In epoche successive a quella omerica, dove si conosce solo ε per indicare la “ancora”, il termine standard diviene ➔ ἄγκυρα. Questo slittamento è dovuto secondo alcuni a un cambiamento reale, cioè alla sostituzione dell’ancora di pietra arcaica con quella di metallo (o legno e metallo) a due marre, in uso certamente dal VI/V sec. a.C. in poi e tuttora alla base della forma delle moderne ancore (cfr. ad es. Szemerényi 1986, 426 e Perrone Mercanti 1979, 14). Ma, come si è visto, forse la tipologia di oggetti indicati da ε già in Omero è più variegata di quanto normalmente non si creda.
ε ricompare in età postclassica come omerismo, una volta in Apollonio Rodio (IV, 1713 ἔνθ’ εὐνὰς ἐβάλοντο, sempre in una scena di approdo) e più volte in Quinto Smirneo. In Posthom. VII, 372-33 si ha una variazione rispetto a Omero, nel senso che si descrive l’azione di ritirare le ε a bordo: πείσματ’ ἔλυσαν / εὐνάς θ’ αἳ νήεσσι μέγα σθένος αἰὲν ἕπονται (“Sciolsero la cima di poppa e levarono le ancore, che sempre accompagnano le navi come grande sostegno”); vd. anche XIV, 371-2 νηῶν πείσματ’ ἔλυσαν ἀπὸ χθονὸς ἠδὲ καὶ εὐνὰς / ἐσσυμένως ἀνάειραν. In XII, 346 l’uso è del tutto omerico: εὐνὰς δ’ ἔνθ’ ἔβαλον κατὰ βένθεος.
Accanto a ε è attestata la forma εὐναία, dalla prima direttamente derivata.

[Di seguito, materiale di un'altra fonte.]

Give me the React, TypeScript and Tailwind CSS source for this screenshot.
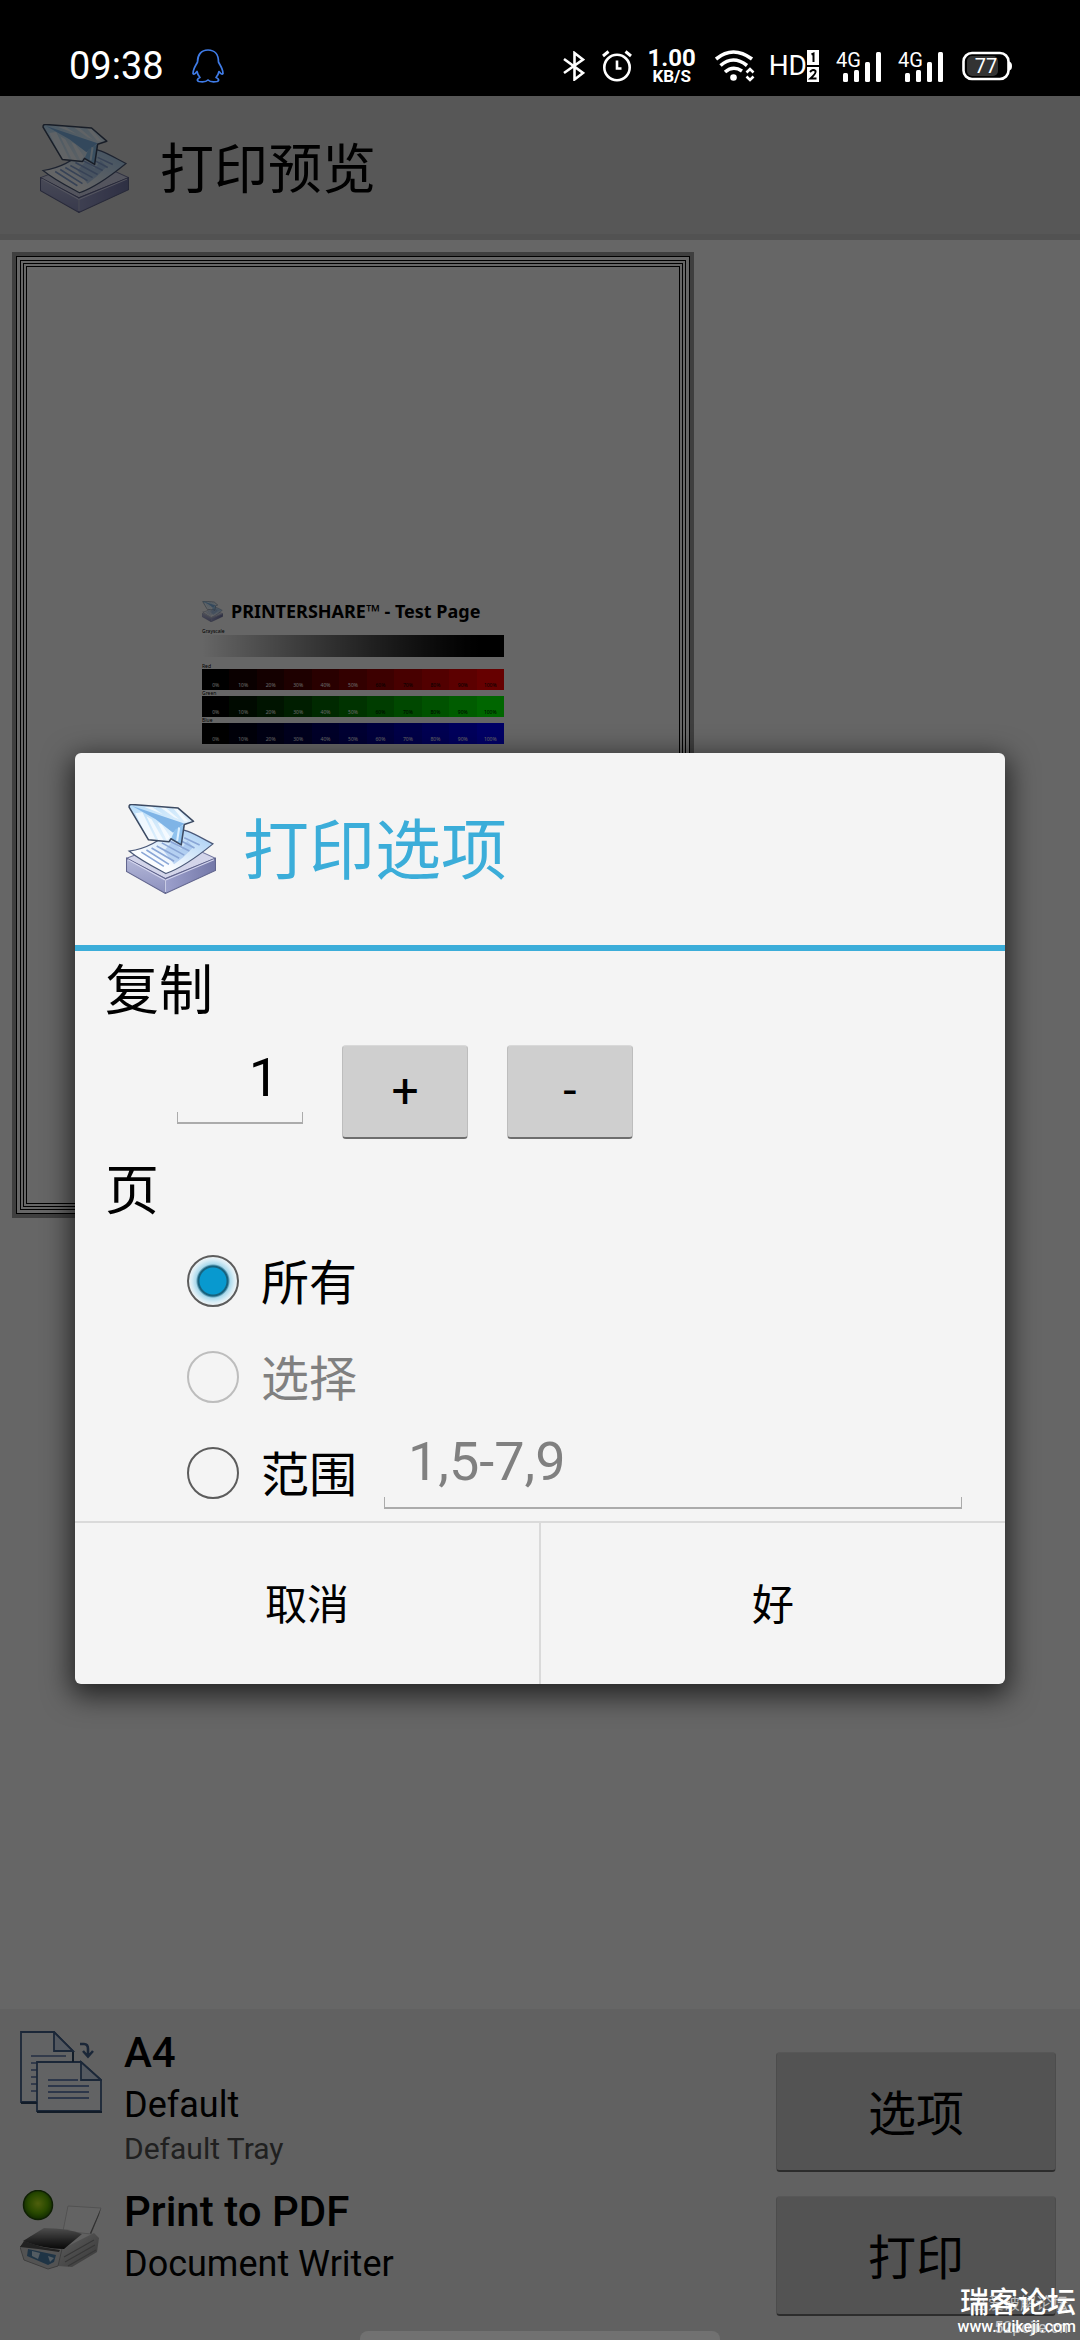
import { useState } from "react";

function AppLogo({ className }: { className: string }) {
  return (
    <svg viewBox="0 0 88 88" className={className} aria-hidden="true">
      <defs>
        <linearGradient id="trayLeft" x1="0" y1="0" x2="0" y2="1">
          <stop offset="0" stopColor="#b4b8d8" />
          <stop offset="1" stopColor="#8c90be" />
        </linearGradient>
        <linearGradient id="trayRight" x1="0" y1="0" x2="1" y2="0">
          <stop offset="0" stopColor="#9ca0cc" />
          <stop offset="1" stopColor="#7478a8" />
        </linearGradient>
        <linearGradient id="sheet" x1="0" y1="1" x2="1" y2="0">
          <stop offset="0.3" stopColor="#fbfdff" />
          <stop offset="1" stopColor="#9cc8f2" />
        </linearGradient>
        <linearGradient id="wing" x1="0" y1="0" x2="1" y2="1">
          <stop offset="0" stopColor="#b8dcf8" />
          <stop offset="1" stopColor="#f0f9ff" />
        </linearGradient>
      </defs>
      <path d="M0.5 53 48 35 87.500 53 38.500 73z" fill="#d3d5ea" stroke="#7478a0" />
      <path d="M0.500 53 38.500 73V87.500L0.500 66z" fill="url(#trayLeft)" stroke="#62668e" />
      <path d="M87.500 53 38.500 73V87.500L87.500 65z" fill="url(#trayRight)" stroke="#62668e" />
      <path d="M2 54.500 38.500 74.500 86 54.500M38.500 74V86" fill="none" stroke="#d6d8f0" />
      <path d="M3 46C17 44 33 37 45 24 58 23 71 32 85 39 74 48 56 62 39 68 26 61 14 55 3 46z" fill="url(#sheet)" stroke="#4a5878" strokeWidth="1.200" />
      <path d="M37 46 45 37 54 44 60 36 66 42 56 52 47 59z" fill="#92b8ea" opacity="0.550" />
      <path d="M15 47 37 61M20 45 42 59M25 43 47 56M30 41 52 53M35 38 57 50M40 35 62 46M50 34 67 43M57 33 72 40" stroke="#8aa6d6" strokeWidth="1.600" />
      <path d="M3 3Q3 0 6 0.500L51 4 66 17 57 20 54 40 44 34 42 37 22 35z" fill="url(#wing)" />
      <path d="M9 9 16 8 29 35 22 35zM20 12 25 15 37 36 32 36zM31 18 35 20 43 32 40 36z" fill="#fff" opacity="0.700" />
      <path d="M18 3 24 2 36 10 31 8zM33 3 38 3 52 15 47 13zM46 4 50 4 61 17 57 17z" fill="#fff" opacity="0.700" />
      <path d="M6 2 57 19 46 28 29 15z" fill="#7fb4e6" />
      <path d="M57 20 54 40 44 34 48 25z" fill="#8fc2ee" />
      <path d="M52 23 50 36" stroke="#dcf0ff" strokeWidth="2" />
      <path d="M3 3Q3 0 6 0.500L51 4 66 17 57 20 54 40 44 34 42 37 22 35z" fill="none" stroke="#3c4a62" strokeWidth="1.500" strokeLinejoin="round" />
    </svg>
  );
}

function Signal() {
  return (
    <svg viewBox="0 -5 46 40" className="h-10 w-[46px]" role="img" aria-label="4G">
      <text x="0" y="16" fontSize="20" fill="#fff" fontFamily="Roboto, sans-serif">4G</text>
      <g fill="#fff">
        <rect x="7" y="22" width="5" height="9" rx="1.500" />
        <rect x="18" y="19" width="5" height="12" rx="1.500" />
        <rect x="29" y="11" width="5" height="20" rx="1.500" />
        <rect x="40" y="1" width="5" height="30" rx="1.500" />
      </g>
    </svg>
  );
}

function StatusBar() {
  return (
    <div className="relative z-20 flex h-24 items-center bg-black pt-9 pr-[68px] pl-[69px] text-white">
      <span className="text-[38px] leading-[44px]">09:38</span>
      <svg viewBox="0 0 32 34" className="ml-7 h-[34px] w-8" fill="none" stroke="#3f7be6" strokeWidth="1.700" strokeLinejoin="round" aria-hidden="true">
        <path d="M16 1C9 1 5.500 6 5.500 13 3.500 17 1 20 1 24.500 2 26 4 24 5 22.500 5.500 25 6.500 27 8 28.500 5 29.500 4.500 32 7 32.500 10 33 14 33 16 31 18 33 22 33 25 32.500 27.500 32 27 29.500 24 28.500 25.500 27 26.500 25 27 22.500 28 24 30 26 31 24.500 31 20 28.500 17 26.500 13 26.500 6 23 1 16 1z" />
      </svg>
      <div className="ml-auto flex items-center">
        <svg viewBox="0 0 22 30" className="h-[30px] w-[22px]" fill="none" stroke="#fff" strokeWidth="2.600" aria-hidden="true">
          <path d="M1 8 20 22 11.500 28.500V2L20 8.500 1 22" />
        </svg>
        <svg viewBox="0 0 30 32" className="ml-[17px] h-8 w-[30px]" fill="none" stroke="#fff" strokeWidth="2.600" aria-hidden="true">
          <circle cx="15" cy="17.500" r="12.700" />
          <path d="M15 10.500V18.500H19.500" />
          <path d="M1 6 6.500 1.500M29 6 23.500 1.500" strokeWidth="3" />
        </svg>
        <div className="ml-3.5 flex w-[52px] flex-col items-center font-bold">
          <span className="text-[24px] leading-5">1.00</span>
          <span className="text-[17px] leading-4">KB/S</span>
        </div>
        <svg viewBox="0 0 40 32" className="ml-[17px] h-8 w-10" fill="none" stroke="#fff" strokeWidth="3.600" aria-hidden="true">
          <path d="M1 9Q18-5 37 9M5.500 15.500Q18 4.500 32 15.500M10 22Q18 15 27 21" />
          <circle cx="18.500" cy="27.500" r="3.300" fill="#fff" stroke="none" />
          <path d="M31.500 22.500 35 19 38.500 22.500M31.500 26.500 35 30 38.500 26.500" strokeWidth="2.600" />
        </svg>
        <div className="ml-3.5 flex items-center">
          <span className="text-[28px] leading-8">HD</span>
          <svg viewBox="0 0 12 32" className="h-8 w-3" aria-hidden="true">
            <path d="M0 0H12V15H0zM0 17H12V32H0z" fill="#fff" />
            <path d="M4.500 4.500 6.500 3.500V12" fill="none" stroke="#000" strokeWidth="2" />
            <path d="M3 22Q6 18.500 8.500 21 9.500 23 3.500 28.500H9.500" fill="none" stroke="#000" strokeWidth="2" />
          </svg>
        </div>
        <div className="ml-[17px] flex gap-4">
          <Signal />
          <Signal />
        </div>
        <svg viewBox="0 0 50 30" className="ml-[18px] h-[30px] w-[50px]" role="img" aria-label="77%">
          <rect x="5" y="5" width="31" height="20" rx="5" fill="#333" />
          <rect x="1.500" y="2" width="45" height="26" rx="8.500" fill="none" stroke="#fff" strokeWidth="2.600" />
          <path d="M47 10.500Q50 11 50 15T47 19.500z" fill="#fff" />
          <text x="24" y="22" fontSize="20" textAnchor="middle" fill="#fff" fontFamily="Roboto, sans-serif">77</text>
        </svg>
      </div>
    </div>
  );
}

const STEPS = [0, 10, 20, 30, 40, 50, 60, 70, 80, 90, 100];

function ColourBar({ label, channel, lightUntil }: { label: string; channel: number; lightUntil: number }) {
  return (
    <div>
      <div className="text-[5px] leading-[6px]">{label}</div>
      <div className="flex h-[21px]">
        {STEPS.map((step) => {
          const rgb = [0, 0, 0];
          rgb[channel] = Math.round(step * 2.55);
          return (
            <span
              key={step}
              className={`flex-1 pt-3 text-center text-[5px] leading-[8px] ${step <= lightUntil ? "text-white" : "text-black"}`}
              style={{ backgroundColor: `rgb(${rgb.join(",")})` }}
            >
              {step}%
            </span>
          );
        })}
      </div>
    </div>
  );
}

function PagePreview() {
  return (
    <div className="mt-3 ml-3 h-[966px] w-[682px] border-4 border-[#9e9e9e]">
      <div className="h-full border border-black p-[3px]">
        <div className="h-full border border-black p-0.5">
          <div className="h-full border border-black p-0.5">
            <div className="h-full border border-black px-[175px] pt-[332px] font-['Noto_Sans',sans-serif] text-black">
              <div className="flex items-center gap-2">
                <AppLogo className="h-[21px] w-[21px]" />
                <span className="text-[18px] leading-6 font-bold whitespace-nowrap">PRINTERSHARE™ - Test Page</span>
              </div>
              <div className="mt-1 text-[5px] leading-[8px]">Grayscale</div>
              <div className="mb-[6px] h-[22px] bg-linear-to-r from-white to-black" />
              <ColourBar label="Red" channel={0} lightUntil={50} />
              <ColourBar label="Green" channel={1} lightUntil={50} />
              <ColourBar label="Blue" channel={2} lightUntil={100} />
            </div>
          </div>
        </div>
      </div>
    </div>
  );
}

function PaperIcon() {
  return (
    <svg viewBox="0 0 82 82" className="h-[82px] w-[82px] shrink-0" aria-hidden="true">
      <g strokeWidth="1.800" stroke="#45628c">
        <path d="M1 1H34L53 20V71H1z" fill="#f6f7fb" />
        <path d="M34 1V20H53z" fill="#d3def0" />
        <path d="M11 25H46M11 32H40M11 39H40M11 46H40M11 53H40M11 60H40" stroke="#7f93bb" />
        <path d="M17 31H61L81 49V80H17z" fill="#f6f7fb" />
        <path d="M61 31V49H81z" fill="#d3def0" />
        <path d="M28 49H58M28 55H69M28 61H69M28 67H69" stroke="#7189b8" />
        <path d="M53 21V31M1 72H17M17 81H82" strokeWidth="2" stroke="#2f4664" />
        <path d="M60 13H64Q68 13 68 18V24M63 20 68 25.500 73 20" fill="none" strokeWidth="2.600" />
      </g>
    </svg>
  );
}

function PrinterIcon() {
  return (
    <svg viewBox="0 0 82 82" className="h-[82px] w-[82px] shrink-0" aria-hidden="true">
      <defs>
        <radialGradient id="led" cx="0.500" cy="0.450" r="0.550">
          <stop offset="0" stopColor="#c4ee20" />
          <stop offset="0.600" stopColor="#67b800" />
          <stop offset="1" stopColor="#2c6c00" />
        </radialGradient>
        <linearGradient id="lid" x1="0" y1="0" x2="0" y2="1">
          <stop offset="0" stopColor="#c2c2c2" />
          <stop offset="0.600" stopColor="#555" />
          <stop offset="1" stopColor="#161616" />
        </linearGradient>
        <linearGradient id="side" x1="0" y1="0" x2="1" y2="1">
          <stop offset="0" stopColor="#eee" />
          <stop offset="1" stopColor="#888" />
        </linearGradient>
      </defs>
      <path d="M48 16 81 18 71 44 43 41z" fill="#f8f8f8" stroke="#ccc" />
      <path d="M81 18 79 25 71 44 70 43z" fill="#777" />
      <path d="M40 60 74 43 79 48 77 62 52 77 38 76z" fill="url(#side)" />
      <path d="M44 67 74 50M45 72 75 55M48 76 76 60" stroke="#888" strokeWidth="1.200" />
      <path d="M0 57 10 47 42 59 38 76 28 79 4 70z" fill="#d0d0d0" stroke="#999" />
      <path d="M8 59 36 65 34 72 28 75 7 66z" fill="#4f83ad" />
      <path d="M12 61 20 63 18 69 12 66zM28 66 34 68 30 72z" fill="#cfe6f5" />
      <path d="M3 51 24 38Q48 38 62 44L44 59Q24 59 3 51z" fill="url(#lid)" />
      <path d="M0 57 4 51 22 57 40 60 39 62 18 59z" fill="#555" />
      <circle cx="18" cy="15" r="14.500" fill="url(#led)" stroke="#244e08" strokeWidth="1.500" />
    </svg>
  );
}

const raised =
  "rounded-[4px] border-x border-t border-b-2 border-x-[#bdbdbd] border-t-[#d9d9d9] border-b-[#6e6e6e] bg-[#cfcfcf] text-black";

function BottomPanel() {
  return (
    <footer className="flex items-start justify-between bg-[#f2f2f2] pt-4 pr-6 pb-6 pl-5">
      <div className="flex flex-col gap-[15px]">
        <div className="flex gap-[22px]">
          <div className="pt-1.5">
            <PaperIcon />
          </div>
          <div>
            <div className="text-[42px] leading-[56px] font-medium">A4</div>
            <div className="text-[36px] leading-[48px]">Default</div>
            <div className="text-[30px] leading-[40px] text-[#505050]">Default Tray</div>
          </div>
        </div>
        <div className="flex gap-[22px]">
          <div className="pt-1.5">
            <PrinterIcon />
          </div>
          <div>
            <div className="text-[42px] leading-[56px] font-medium">Print to PDF</div>
            <div className="text-[36px] leading-[48px]">Document Writer</div>
          </div>
        </div>
      </div>
      <div className="flex w-[280px] flex-col gap-6 pt-[27px]">
        <button type="button" className={`h-[120px] pt-1.5 text-[48px] ${raised}`}>选项</button>
        <button type="button" className={`h-[120px] pt-1.5 text-[48px] ${raised}`}>打印</button>
      </div>
    </footer>
  );
}

const underline =
  "relative after:pointer-events-none after:absolute after:inset-x-0 after:bottom-0 after:h-3 after:border-x after:border-b-2 after:border-[#ababab] after:content-['']";

function PrintDialog() {
  const [copies, setCopies] = useState(1);
  const [pages, setPages] = useState("all");
  const [range, setRange] = useState("");
  const options = [
    { id: "all", label: "所有", disabled: false },
    { id: "selection", label: "选择", disabled: true },
    { id: "range", label: "范围", disabled: false },
  ];
  return (
    <div
      role="dialog"
      aria-labelledby="dialog-title"
      className="w-full rounded-[6px] bg-[#f4f4f4] shadow-[0_8px_28px_4px_rgba(0,0,0,0.65)]"
    >
      <div className="flex h-[198px] items-center gap-[27px] border-b-6 border-[#3badd9] pl-[51px]">
        <AppLogo className="h-[90px] w-[90px]" />
        <h2 id="dialog-title" className="pt-1.5 text-[66px] leading-[88px] text-[#3badd9]">打印选项</h2>
      </div>
      <label htmlFor="copies" className="block pt-1 pl-[30px] text-[54px] leading-[74px]">复制</label>
      <div className="mt-4 flex items-start pl-[102px]">
        <div className={`w-[126px] pb-[13px] ${underline}`}>
          <input
            id="copies"
            inputMode="numeric"
            value={copies}
            onChange={(e) => setCopies(Number(e.target.value) || 1)}
            className="block h-[66px] w-full bg-transparent pr-6 text-right text-[54px] outline-none"
          />
        </div>
        <button type="button" onClick={() => setCopies(copies + 1)} className={`ml-[39px] h-[94px] w-[126px] text-[48px] ${raised}`}>+</button>
        <button type="button" onClick={() => setCopies(Math.max(1, copies - 1))} className={`ml-[39px] h-[94px] w-[126px] text-[48px] ${raised}`}>-</button>
      </div>
      <fieldset className="pt-4">
        <legend className="float-left w-full pl-[30px] text-[54px] leading-[74px]">页</legend>
        <div className="clear-both pt-1 pr-[43px] pl-28">
          {options.map((o) => (
            <div key={o.id} className="flex h-24 items-center">
              <label className="flex shrink-0 items-center gap-[22px] text-[48px] leading-[64px] has-disabled:text-[#808080]">
                <input
                  type="radio"
                  name="pages"
                  disabled={o.disabled}
                  checked={pages === o.id}
                  onChange={() => setPages(o.id)}
                  className="h-[52px] w-[52px] appearance-none rounded-full border-2 border-[#5c5c5c] checked:bg-[radial-gradient(circle,#0899cf_13px,#17627e_14px,#17627e_15px,#a9d9ec_17px,#d6ecf5_21px,#eef3f5_24px)] disabled:border-[#bdbdbd]"
                />
                <span className="pt-1.5">{o.label}</span>
              </label>
              {o.id === "range" && (
                <div className={`mb-3 ml-[27px] flex-1 self-stretch pb-2.5 ${underline}`}>
                  <input
                    aria-label="范围"
                    value={range}
                    onChange={(e) => setRange(e.target.value)}
                    placeholder="1,5-7,9"
                    className="block h-[74px] w-full bg-transparent pl-6 text-[54px] outline-none placeholder:text-[#808080]"
                  />
                </div>
              )}
            </div>
          ))}
        </div>
      </fieldset>
      <div className="flex h-[163px] divide-x-2 divide-[#dadada] border-t-2 border-[#dadada] text-[42px]">
        <button type="button" className="flex-1 pt-1">取消</button>
        <button type="button" className="flex-1 pt-1">好</button>
      </div>
    </div>
  );
}

export default function App() {
  return (
    <div className="relative flex min-h-screen flex-col overflow-hidden bg-white font-['Roboto','Noto_Sans_CJK_SC',sans-serif] text-black">
      <StatusBar />
      <header className="flex h-36 items-center gap-[31px] border-b-6 border-[#cdcdcd] bg-[#dadada] pt-1.5 pl-10">
        <AppLogo className="h-[89px] w-[89px]" />
        <h1 className="pt-1.5 text-[54px] leading-[72px]">打印预览</h1>
      </header>
      <main className="flex-1">
        <PagePreview />
      </main>
      <BottomPanel />
      <div className="absolute inset-0 z-10 flex items-center bg-black/60 px-[75px] pt-24">
        <PrintDialog />
      </div>
      <div className="absolute inset-x-1/3 bottom-0 z-20 h-[9px] rounded-t-lg bg-[#717171]" />
      <div className="absolute right-1 bottom-1 z-20 text-right whitespace-nowrap text-white">
        <div className="absolute top-1.5 right-2 text-[16px] leading-5 opacity-60">
          <div>吾爱破解论坛</div>
          <div className="pt-1">52pojie.cn</div>
        </div>
        <div className="relative text-[29px] leading-[30px] font-medium">瑞客论坛</div>
        <div className="relative text-[16px] leading-[18px] font-medium">www.ruikeji.com</div>
      </div>
    </div>
  );
}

Le fonti lessicografiche (vd. supra) la descrivono come una tipicità della lingua tragica (cfr. Adesp. Tr. fr. 589 K.-S.) che sarebbe occorsa, fra gli altri, in Euripide. In quel che si è conservato del dramma classico al di fuori di tali fonti indirette, tuttavia, il termine è inattestato. Viene invece utilizzato più volte da Apollonio Rodio, sia al singolare che al plurale. Da Arg. I, 955 κεῖθι καὶ εὐναίης ὀλίγον λίθον εἰρύσσαντες (“E lì, gettata la piccola ancora di pietra…”) risulta chiaro che per Apollonio le ε omeriche sono di pietra. Vi è pure un tassello formulare (Arg. I, 1277 =III, 574) per descrivere l’operazione di issare le εὐναίαι a bordo nel momento in cui la nave salpa: εὐναίας ἐρύσαντες. Lo stesso in IV, 887-8, ma con diversa formulazione: ἐκ δὲ βυθοῖο / εὐναίας εἷλκον. Il termine si ritrova infine in Call. (?) fr. 727 Pfeiffer εὐναίας τ’ ἐβάλοντο.
- Casson 1971: L. Casson, Ships and Seamanship in the Ancient World, Princeton 1971.
- Frost 1963: H. Frost, Under the Mediterranean. Marine Antiquities, London 1963.
- Giordano, Cerri 2010: M. Giordano, G. Cerri, Omero– Iliade. Libro I, Roma 2010.
- Janko 1992: R. Janko, The Iliad: a Commentary. Vol. IV: Books 13-16, Cambridge 1992.
- Kapitän 1984: G. Kapitän, Ancient Anchors– Technology and Classification, IJNA 13.1, 1984, pp. 33-44.
- Krieter-Spiro 2015: M. Krieter-Spiro, Homers Ilias. Gesammtkommentar X, II: Vierzehnter Gesang, Berlin, Boston 2015.
- Kurt 1979: C. Kurt, Seemännische Fachausdrücke bei Homer, Göttingen 1979.
- Leaf 1960: W. Leaf, The Iliad. Vol. II, 2a ed., Amsterdam 1960.
- Mark 2005: S. Mark, Homeric Seafaring, College Station (TX) 2005.
- Morrison, Williams 1968: J.S. Morrison, R.T. Williams, Greek Oared Ships, Cambridge 1968.
- Perrone Mercanti 1979: M. Perrone Mercanti, Ancorae Antiquae– Per una cronologia preliminare delle ancore del Mediterraneo, Roma 1979.
- Rougé 1977: J. Rougé, Navi e Navigazione nell’Antichità, tr. it. R. Massari e A. Marazzi, Firenze 1977.